The destruction of records should be controlled by the archival institution. This is necessary to ensure that no records with archival value are disposed of before appropriate considerations and appraisal processes have been applied. It is pleasing to note that fifty eight institutions control the destruction of records while only nine have no control over the destruction of the records. This control however must be viewed against the realities of the difficulties of imposing this control and perhaps the most accurate assessment was that made by Botswana National Archives which noted that while the legislation says that records cannot be destroyed without reference to the National Archives the actual situation is different.
Legislation must also provide mechanisms for preventing the export of archives. This is especially relevant in developing countries or in former colonial territories where significant losses have occurred.
Since the legislation determines the capability of the archival institutions to perform their duties properly, the adequacy of the legislative powers which archival institutions have is very important. It is pleasing to note that the majority of archival institutions feel that they have adequate legislative authority. Forty five countries felt that their legislative authority was sufficient while twenty six felt that it was insufficient.
The legislation that an institution operates under must reflect the needs of that institution at that moment. There is a need for the constant adjustment of the legislation. While nineteen institutions were operating under legislation passed in the period between 1980 and 1989 it was also clear that many others were operating under laws that had been passed a long time ago.
|Period legislation enacted||Number of Institutions|
It was significant that Northern Ireland was operating under legislation passed in 1923, the Scottish Record Office under an Act of 1937 and Ecuador under a decree of 1938. Also interesting was that some archivists were unable to determine the legislation under which they operated and one answer merely said "Act of .....". Dominica did not have any legislation.
7.3. Placement of institutions
The operations of an archival institution are determined by its placement. For an archival institution to function effectively it needs to be in a ministry that is in harmony with its activities. a ministry which is able to facilitate the archival operations and which can enforce any requirements over the other ministries. Making comparisons of placings is rather difficult because the designation of ministries differs from country to country and there tends to be different combinations of functions. In logging the responses below the predominant ministry is the one that was considered. Hence while in the responses, Culture and Tourism, Culture and Sports, Youth, Sports and Culture were mentioned, Culture was taken as the predominant ministerial element under which the institution fell.
|Ministry||Number of Institutions|
It is significant that so many institutions should be under the Ministries of Culture or Education. To a certain extent this placement has historical roots where archives were considered as a cultural activity because of their place in history and historical research. There is no question that archives still have a paramount value as a component of a nation's cultural heritage but archives are increasingly becoming the by-product of a long process in which other considerations are more paramount. The involvement of archival institutions in the management of current and semi-current records is increasing and gradually taking up a great deal of the energies and resources of many institutions. This involvement is making it necessary to reconsider the placement of archival institutions and to demand their transfer from culturally oriented ministries. The number of archival institutions that fall directly under the President or Prime Minister is relatively high supporting this gradual shift to a position where archival institutions need the backing of the highest authority in order to carry out their mandate and to be seen to be above or across the government service organisation rather than just be seen as a segment or component of one ministry only. Where, for instance, the archival institution falls under the Ministry of Arts, and even Fine Arts for that matter, other ministries cannot see the relevance when the archival institution seeks access to their records and tries to impose controls for the better management of the records.
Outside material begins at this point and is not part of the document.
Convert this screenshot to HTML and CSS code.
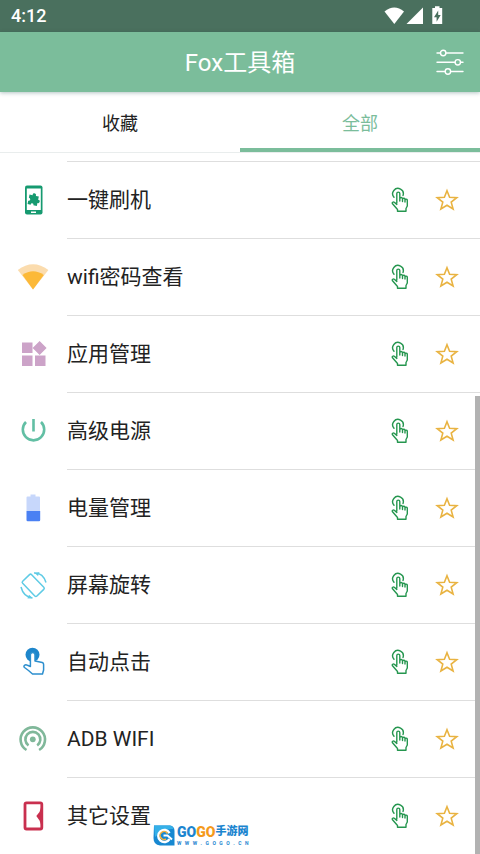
FILE: index.html
```html
<!DOCTYPE html>
<html lang="zh-CN">
<head>
<meta charset="utf-8">
<meta name="viewport" content="width=device-width, initial-scale=1">
<title>Fox工具箱</title>
<link rel="stylesheet" href="styles.css">
</head>
<body>
<svg class="defs" aria-hidden="true">
  <symbol id="tap" viewBox="0 0 18 26" fill="none" stroke="#25964f" stroke-width="1.4" stroke-linejoin="round" stroke-linecap="round">
    <path d="M3 10.3A5.300 5.300 0 1 1 12 8.500"/>
    <path d="M5.800 16V6.600a1.500 1.500 0 0 1 3 0V14M8.800 11.500a1.400 1.400 0 0 1 2.700 0V14.500M11.500 12a1.400 1.400 0 0 1 2.500 0V15M14 13a1.200 1.200 0 0 1 2.300 0V19L15 21.500V24.300H6.500V22.500L1.500 16.800C.7 15.500 2.300 14.600 3.300 15.300L5.800 17.400"/>
  </symbol>
  <symbol id="star" viewBox="0 0 24 24" fill="none" stroke="#e9b341" stroke-width="1.600" stroke-linejoin="miter">
    <path d="M12 2.700L14.600 9.200L21.800 9.600L16.200 14.100L18.100 21L12 17.200L5.900 21L7.800 14.100L2.200 9.600L9.400 9.200Z"/>
  </symbol>
</svg>

<div class="status">
  <span class="clock">4:12</span>
  <svg class="signals" viewBox="0 0 60 20" fill="#fff" aria-hidden="true">
    <path d="M.5 5.500Q10.300-2.500 20 5.500L10.300 18Z"/>
    <path d="M22.500 18L39 1.500V18Z"/>
    <path d="M48.300 2H51V.3h4.500V2h2.700V18H48.300Z"/>
    <path d="M54.200 4.500L50 11.200h2.600v4.600L56.700 9h-2.500Z" fill="#4a705e"/>
  </svg>
</div>

<header class="bar">
  <h1>Fox工具箱</h1>
  <button class="filter" aria-label="设置">
    <svg viewBox="0 0 28 28" fill="none" stroke="#fff" stroke-width="1.400" stroke-linecap="round">
      <path d="M1 5H4.500M10 5H27M1 14.300H19M24.500 14.300H27M1 23.500H9M14.800 23.500H27"/>
      <circle cx="7.200" cy="5" r="2.700"/><circle cx="21.800" cy="14.300" r="2.700"/><circle cx="11.900" cy="23.500" r="2.700"/>
    </svg>
  </button>
</header>

<nav class="tabs">
  <button class="tab">收藏</button>
  <button class="tab active">全部</button>
</nav>

<main class="content">
  <ul class="list">
    <li>
      <svg class="icon" viewBox="0 0 32 32" aria-hidden="true">
        <rect x="8" y="1.500" width="17.500" height="29" rx="2" fill="#169a70"/>
        <rect x="9.800" y="4.500" width="14" height="21.500" fill="#fff"/>
        <rect x="14" y="27.500" width="5" height="1.500" fill="#fff"/>
        <path d="M11.500 11.500h3.200c-1-2.800 3.800-3.200 3.300 0H21v3.400c2.600-.6 2.600 3.700 0 3.200V21.200h-3.500c.2-2.300-2.900-2.300-2.800 0H11.500v-3.400c2.300 0 2.300-3 0-3Z" fill="#169a70" transform="rotate(12 16.500 16)"/>
      </svg>
      <div class="row"><span class="name">一键刷机</span><button class="act" aria-label="打开"><svg class="tap"><use href="#tap"/></svg></button><button class="act" aria-label="收藏"><svg class="star"><use href="#star"/></svg></button></div>
    </li>
    <li>
      <svg class="icon" viewBox="0 0 32 32" aria-hidden="true">
        <path d="M.8 9Q16-2.500 31.400 9L16 28.500Z" fill="#fbdcae"/><path d="M5.500 14Q16 6.500 26.800 14L16 28.500Z" fill="#fcb938"/>
      </svg>
      <div class="row"><span class="name">wifi密码查看</span><button class="act" aria-label="打开"><svg class="tap"><use href="#tap"/></svg></button><button class="act" aria-label="收藏"><svg class="star"><use href="#star"/></svg></button></div>
    </li>
    <li>
      <svg class="icon" viewBox="0 0 32 32" fill="#cca3c8" aria-hidden="true">
        <path d="M5 4.500H15.500V15H5ZM5 17.500H15.500V28H5ZM18 17.500H28.500V28H18ZM22.600 3L29.600 10L22.600 17L15.600 10Z"/>
      </svg>
      <div class="row"><span class="name">应用管理</span><button class="act" aria-label="打开"><svg class="tap"><use href="#tap"/></svg></button><button class="act" aria-label="收藏"><svg class="star"><use href="#star"/></svg></button></div>
    </li>
    <li>
      <svg class="icon" viewBox="0 0 32 32" fill="none" stroke="#62bfa4" stroke-width="2.600" aria-hidden="true">
        <path d="M16.500 4V16.500M9 7A10.700 10.700 0 1 0 24 7"/>
      </svg>
      <div class="row"><span class="name">高级电源</span><button class="act" aria-label="打开"><svg class="tap"><use href="#tap"/></svg></button><button class="act" aria-label="收藏"><svg class="star"><use href="#star"/></svg></button></div>
    </li>
    <li>
      <svg class="icon" viewBox="0 0 32 32" aria-hidden="true">
        <path d="M13.500 2.500h5v2h3.500a1 1 0 0 1 1 1V19H9.500V5.500a1 1 0 0 1 1-1h3Z" fill="#c7d7fb"/>
        <path d="M9.500 19H23.200V28a1.200 1.200 0 0 1-1.200 1.200H10.700A1.200 1.200 0 0 1 9.500 28Z" fill="#4a80f3"/>
      </svg>
      <div class="row"><span class="name">电量管理</span><button class="act" aria-label="打开"><svg class="tap"><use href="#tap"/></svg></button><button class="act" aria-label="收藏"><svg class="star"><use href="#star"/></svg></button></div>
    </li>
    <li>
      <svg class="icon" viewBox="0 0 32 32" fill="none" stroke="#5fcbe5" stroke-width="1.500" aria-hidden="true">
        <rect x="10" y="6" width="12.500" height="20.500" rx="1.500" transform="rotate(-44 16.300 16.300)"/>
        <path d="M17 4Q26 3.500 29 13.500M15.500 29Q6.500 28 4 18"/>
        <path d="M17.500 4L22.500 3L21 7ZM15.500 29L10.500 29.500L12 25.800Z" fill="#5fcbe5" stroke="none"/>
      </svg>
      <div class="row"><span class="name">屏幕旋转</span><button class="act" aria-label="打开"><svg class="tap"><use href="#tap"/></svg></button><button class="act" aria-label="收藏"><svg class="star"><use href="#star"/></svg></button></div>
    </li>
    <li>
      <svg class="icon" viewBox="0 0 32 32" aria-hidden="true">
        <circle cx="15.500" cy="8.800" r="7" fill="#1e86cb"/>
        <path d="M13.400 20.500V8.800a2.300 2.300 0 0 1 4.600 0V15L25.300 16.500Q26.700 17 26.600 18.500V24L25.500 28H15.500L11.500 24.500L7.500 21.500C5.800 20 8.200 18 10.500 19.300L13.400 20.500Z" fill="#fff" stroke="#2d8fce" stroke-width="1.500" stroke-linejoin="round"/>
      </svg>
      <div class="row"><span class="name">自动点击</span><button class="act" aria-label="打开"><svg class="tap"><use href="#tap"/></svg></button><button class="act" aria-label="收藏"><svg class="star"><use href="#star"/></svg></button></div>
    </li>
    <li>
      <svg class="icon" viewBox="0 0 32 32" fill="none" stroke="#80b89a" stroke-width="2.600" aria-hidden="true">
        <path d="M9.500 27A12.200 12.200 0 1 1 22.100 27"/><path d="M11.500 22.500A7.500 7.500 0 1 1 20.200 22.500"/>
        <circle cx="15.800" cy="16.300" r="2.900" fill="#80b89a" stroke="none"/>
      </svg>
      <div class="row"><span class="name">ADB WIFI</span><button class="act" aria-label="打开"><svg class="tap"><use href="#tap"/></svg></button><button class="act" aria-label="收藏"><svg class="star"><use href="#star"/></svg></button></div>
    </li>
    <li>
      <svg class="icon" viewBox="0 0 32 32" aria-hidden="true">
        <rect x="8" y="2.800" width="16.800" height="26.200" rx="1.500" fill="#fff" stroke="#c9304f" stroke-width="2.800"/>
        <path d="M24.500 6L22.500 12L19.300 16L22.500 20.500L24.500 26Z" fill="#c9304f"/>
      </svg>
      <div class="row"><span class="name">其它设置</span><button class="act" aria-label="打开"><svg class="tap"><use href="#tap"/></svg></button><button class="act" aria-label="收藏"><svg class="star"><use href="#star"/></svg></button></div>
    </li>
  </ul>
  <div class="thumb"></div>
  <div class="mark">
    <svg viewBox="0 0 22 21" aria-hidden="true">
      <path d="M1 .5H17Q21.500 1 21.500 6V20.500H7Q.5 20 .5 13Z" fill="#1788d1"/>
      <path d="M1 .5H17Q20 1 20.500 4Q12 3 2 12Z" fill="#35b0e8"/>
      <path d="M16.500 8A6 6 0 1 0 16.500 14" fill="none" stroke="#fff" stroke-width="2.500"/>
      <path d="M14.500 8.500A4 4 0 1 0 13 14" fill="none" stroke="#f8b13c" stroke-width="1.500"/>
      <path d="M10.500 10.500H14.500L19 14.500" fill="none" stroke="#fff" stroke-width="2"/>
    </svg>
    <div class="brand">
      <div class="brand-name"><b class="go">GO</b><b class="go warm">GO</b><b class="cn">手游网</b></div>
      <div class="site"><i>W</i><i>W</i><i>W</i><i>.</i><i>G</i><i>O</i><i>G</i><i>O</i><i>.</i><i>C</i><i>N</i></div>
    </div>
  </div>
</main>
</body>
</html>
```
FILE: styles.css
```css
* { box-sizing: border-box; }

body {
  margin: 0;
  min-height: 100vh;
  display: flex;
  flex-direction: column;
  background: #fff;
  color: #222;
  font-family: Roboto, "Noto Sans CJK SC", sans-serif;
}

button {
  margin: 0;
  padding: 0;
  border: 0;
  background: none;
  font: inherit;
  color: inherit;
}

svg { display: block; }

.defs {
  position: absolute;
  width: 0;
  height: 0;
}

.status {
  display: flex;
  align-items: center;
  justify-content: space-between;
  height: 32px;
  padding: 0 36px 0 11px;
  background: #4a705e;
  color: #fff;
}

.clock {
  font-size: 18px;
  font-weight: 500;
  line-height: 32px;
}

.signals {
  width: 60px;
  height: 20px;
}

.bar {
  display: grid;
  grid-template-columns: 1fr auto 1fr;
  align-items: center;
  height: 60px;
  padding: 0 16px;
  background: #7bbd9b;
  color: #fff;
  box-shadow: 0 1px 4px rgba(0, 60, 60, 0.3);
  z-index: 1;
}

.bar h1 {
  grid-column: 2;
  margin: 0;
  padding-top: 2px;
  font-size: 24px;
  font-weight: 400;
  line-height: 36px;
}

.filter { justify-self: end; }

.filter svg {
  width: 28px;
  height: 28px;
}

.tabs {
  display: flex;
  height: 61px;
  border-bottom: 1px solid #e9eded;
}

.tab {
  flex: 1;
  border-top: 4px solid transparent;
  border-bottom: 4px solid transparent;
  font-size: 18px;
}

.tab.active {
  color: #7bbd9b;
  border-bottom-color: #7bbd9b;
}

.content {
  position: relative;
  flex: 1;
  padding-top: 8px;
}

.list {
  margin: 0;
  padding: 0;
  list-style: none;
}

.list li {
  display: flex;
  align-items: center;
  gap: 18px;
  padding-left: 17px;
}

.icon {
  flex: none;
  width: 32px;
  height: 32px;
}

.row {
  flex: 1;
  display: flex;
  align-items: center;
  gap: 26px;
  height: 77px;
  padding-right: 21px;
  border-top: 1px solid #dedede;
}

.name {
  flex: 1;
  font-size: 21px;
  line-height: 32px;
}

.tap {
  width: 18px;
  height: 26px;
}

.star {
  width: 24px;
  height: 24px;
}

.thumb {
  position: absolute;
  top: 243px;
  right: 0;
  bottom: 0;
  width: 5px;
  background: #b2b2b2;
}

.mark {
  position: absolute;
  left: 153px;
  bottom: 8px;
  display: flex;
  align-items: center;
  gap: 2px;
  color: #1c85cf;
}

.mark svg {
  width: 22px;
  height: 21px;
}

.brand-name {
  display: flex;
  align-items: center;
  height: 16px;
}

.go {
  font-family: "Liberation Sans Narrow", Roboto, sans-serif;
  font-size: 14px;
  font-weight: 900;
  line-height: 16px;
}

.warm { color: #f59a1b; }

.cn {
  font-size: 11px;
  font-weight: 900;
  line-height: 16px;
}

.site {
  display: flex;
  justify-content: space-between;
  font-size: 5px;
  font-weight: 700;
  line-height: 6px;
}

.site i { font-style: normal; }
```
While sixty of the institutions were satisfied with their placement and only nine were not, it is perhaps time to seriously review the placement of archival institutions. As long as archival institutions continue to be identified primarily as cultural organs then they will in the competition for the allocation of scarce resources continue to be given the low priority that cultural activities generally receive. It is not accidental that nineteen of the institutions felt that they received low budget priority. Significant also was that five institutions felt that they had insufficient legal authority, that their placement was wrong' that their budget allocation was unfavourable and that they had low priority. These were the National Library and Archives Service of Ethiopia, the Brunei National Archives, the Provincial archives of Alberta in Canada, the National Archives Division of Trinidad and Tobago and the National Archives of Zambia. Those that indicated that placement was wrong generally wanted to be placed under a ministry or agency with government wide responsibility. In this respect perhaps the Australian Archives that fall under the Ministry of Administrative Services would provide a useful example as does the National Archives and Records Administration of the United States of America which is an independent agency in the Executive Branch of the Government.